Summary Protein Science (AM_470145)

Attractive interactions can occur even between two non-polar groups within a protein molecule. These attractive interactions are called van der Waals interactions or London dispersion forces. Explain how these interactions originate and can lead to attraction between two non-polar groups.

Réponse: Spontaneous dipole occurs due to temporary, stochastic, uneven electron distribution. The temporary dipole induces a dipole in neighboring molecule/group. The induced dipole has the same orientation as the temporary dipole, so the two dipoles attract each other.

What does the term “electronegativity” mean? With regard to electronegativity, explain the differences in electron distribution between a C-C, a C-H, and a C-O single bond

Réponse: Electronegativity describes the ability to attract electrons within a chemical bond. C-H slightly polar, partial negative charge at C Strongly polar, partial negative charge at O C-C unpolar, no difference in electronegativity

Explain what the term “dielectric constant” means. What are typical values for the dielectric constant in water and in a bio-membrane?

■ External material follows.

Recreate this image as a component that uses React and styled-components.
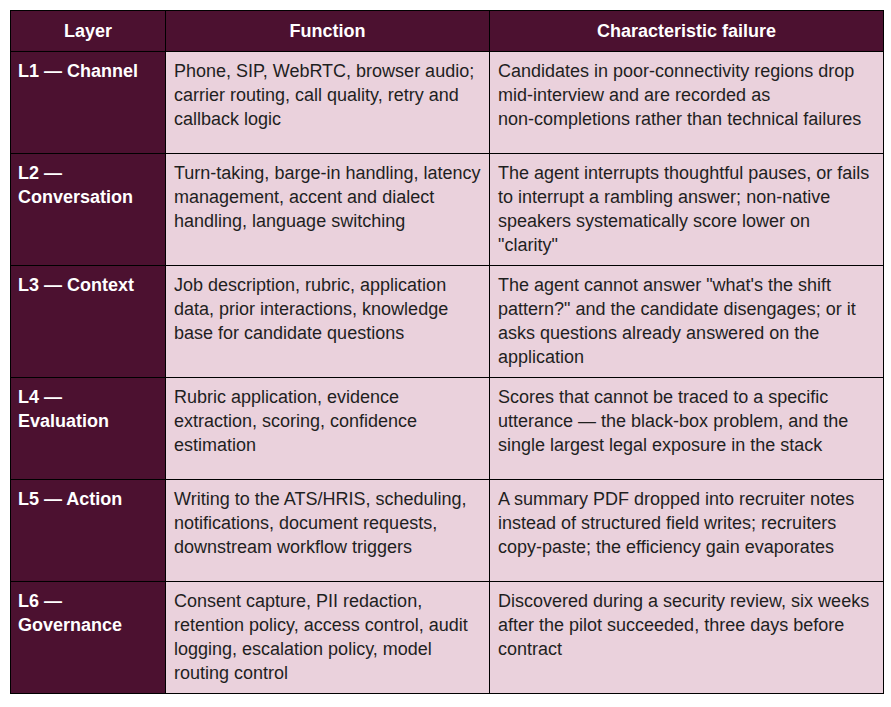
import React from "react"
import styled, { createGlobalStyle } from "styled-components"

const theme = {
    dark: "#4c1130",
    pale: "#ead1dc",
    line: "#000000",
    ink: "#1f1f1f",
}

const GlobalStyle = createGlobalStyle`
    body {
        margin: 0;
        background: #ffffff;
        font-family: "Liberation Sans", Arial, sans-serif;
    }
`

const Page = styled.div`
    padding: 10px;
`

const Table = styled.table`
    border-collapse: collapse;
    table-layout: fixed;
    width: 873px;
    font-size: 18px;
    line-height: 24px;
`

const Col = styled.col`
    width: ${p => p.$width}px;
`

const HeadCell = styled.th`
    background: ${theme.dark};
    color: #ffffff;
    font-weight: bold;
    text-align: center;
    padding: 8px;
    border: 1px solid ${theme.line};
`

const LayerCell = styled.td`
    background: ${theme.dark};
    color: #ffffff;
    font-weight: bold;
    vertical-align: top;
    padding: 7px 7px 8px 7px;
    border: 1px solid ${theme.line};
    height: 86px;
`

const Cell = styled.td`
    background: ${theme.pale};
    color: ${theme.ink};
    vertical-align: top;
    padding: 7px ${p => p.$padRight || 7}px 8px 8px;
    border: 1px solid ${theme.line};
`

// hyphenated words stay on one line, as in the doc export
const Word = styled.span`
    white-space: nowrap;
`

const Text = ({ children }) =>
    children.split(/(\S*-\S*)/).map((part, i) =>
        part.includes("-") ? <Word key={i}>{part}</Word> : part
    )

const rows = [
    {
        layer: "L1 — Channel",
        fn: "Phone, SIP, WebRTC, browser audio; carrier routing, call quality, retry and callback logic",
        fail: "Candidates in poor-connectivity regions drop mid-interview and are recorded as non-completions rather than technical failures",
    },
    {
        layer: "L2 — Conversation",
        fn: "Turn-taking, barge-in handling, latency management, accent and dialect handling, language switching",
        fail: "The agent interrupts thoughtful pauses, or fails to interrupt a rambling answer; non-native speakers systematically score lower on \"clarity\"",
    },
    {
        layer: "L3 — Context",
        fn: "Job description, rubric, application data, prior interactions, knowledge base for candidate questions",
        fail: "The agent cannot answer \"what's the shift pattern?\" and the candidate disengages; or it asks questions already answered on the application",
    },
    {
        layer: "L4 — Evaluation",
        fn: "Rubric application, evidence extraction, scoring, confidence estimation",
        fail: "Scores that cannot be traced to a specific utterance — the black-box problem, and the single largest legal exposure in the stack",
    },
    {
        layer: "L5 — Action",
        fn: "Writing to the ATS/HRIS, scheduling, notifications, document requests, downstream workflow triggers",
        fail: "A summary PDF dropped into recruiter notes instead of structured field writes; recruiters copy-paste; the efficiency gain evaporates",
    },
    {
        layer: "L6 — Governance",
        fn: "Consent capture, PII redaction, retention policy, access control, audit logging, escalation policy, model routing control",
        fail: "Discovered during a security review, six weeks after the pilot succeeded, three days before contract",
    },
]

const App = () =>
    <Page>
        <GlobalStyle />
        <Table>
            <colgroup>
                <Col $width={155} />
                <Col $width={324} />
                <Col $width={394} />
            </colgroup>
            <thead>
                <tr>
                    <HeadCell>Layer</HeadCell>
                    <HeadCell>Function</HeadCell>
                    <HeadCell>Characteristic failure</HeadCell>
                </tr>
            </thead>
            <tbody>
                {rows.map(row =>
                    <tr key={row.layer}>
                        <LayerCell>{row.layer}</LayerCell>
                        <Cell><Text>{row.fn}</Text></Cell>
                        <Cell $padRight={12}><Text>{row.fail}</Text></Cell>
                    </tr>
                )}
            </tbody>
        </Table>
    </Page>

export default App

Réponse: The dielectric constant quantifies the influence of the medium on the electrostatic interaction energy. Typical values are 80 for water and 4 for a biomembrane

The equilibrium constant describing a chemical reaction is related to the free energy change of this reaction. How exactly does the equilibrium constant depend on the free energy change (not at all, linearly, exponentially, logarithmically,…..) and what is an important consequence of this dependency?

Réponse: The equilibrium constant depends exponentially on the free energy of the reaction. As a consequence, small energy changes can drastically change the equilibrium.

The energy difference between properly folded (native) and completely unfolded state is quite small (20-30 kJ/mol, corresponding to energy of ~5 H-bonds, compare to covalent bond >200 kJ/mol). Explain this phenomenon and state two important consequences of the low free energy difference.

Réponse: Residues can form non-covalent interactions with other residues, stabilizing the protein. However, residues can alternatively form bonds with water, which gives nearly the same energy. So, the interactions with other residues in the native structure and interactions with water in the unfolded state nearly cancel out. Moreover, the entropy typically decreases when the protein is folded (less flexible), but the entropy of the water molecules that were arranged in the water cage in the unfolded state (and are released into bulk wate upon folding) increases. Consequences: 1. Proteins quite unstable, to be handled with care 2. A single interaction may lead to small conformation change

Several algorithms are available for predicting the secondary structure of a protein based on its known primary amino acid sequence, e.g. the Chou-Fasman approach. Explain the principle of how this approach works.

Réponse: Each residue has its characteristic likelihood to be located in a helix/sheet/loop etc (calculated based on information from known structures). For a chosen stretch of amino acid residues in the new sequence (10-20 residues) these probabilities are summed up and normalized. This procedure is repeated for the next stretch of residues and so on.

Does a hydrophobic (as compared with water) environment increase or decrease the pKa value of a basic amino acid side-chain? Give reasons for your answer.

Réponse: In a hydrophobic environment charges are disfavored, therefore the protonated/deprotonated equilibrium of a basic reside will be shifted towards the deprotonated state. Consequently, the pKa will decrease.

Serine proteases represent an important class of proteases. Next to the catalytically active serine residue these proteases display an oxyanion hole. Which role do you expect for the oxyanion hole related to the transition state and the proteolysis reaction?

Réponse: The oxyanion hole binds to the oxygen atom of the peptide bond that is about to be split. This oxygen carries a stronger (partial) negative charge in the transition state (“oxyanion”) as compared to the substrate. Consequently the oxyanion hole stabilizes the transition state.

Interactions between an inhibitor and a protein can be characterized by the KI value. What is a KI value? Give an equation and explain in words. The inhibitor I binds to the enzyme E in a 1:1 ratio. You know the KI value, 10^-5 M. What percentage of enzyme molecules has the inhibitor bound if [I] = 10^-4 M or 10^-7 M, respectively?

Réponse: KI = [I[E]/[IE] It represents the equilibrium dissociation constant of the inhibitor. With [I] = 10^-4 90 % of the enzyme molecules have the Inhibitor bound With [I] = 10^-7 1 % of the enzyme molecules have the inhibitor bound

Explain the molecular mechanism of the reversible switch employed by G-proteins.

Réponse: These proteins switch back and forth between a GTP and a GDP bound state. If GTP is bound the terminal phosphate forms hydrogen bonds that move a protein domain, if GTP is hydrolyzed and replaced by GDP then this phosphate is not present, the hydrogen bond not formed and the domain moves back. This structure change can be used for signal transduction.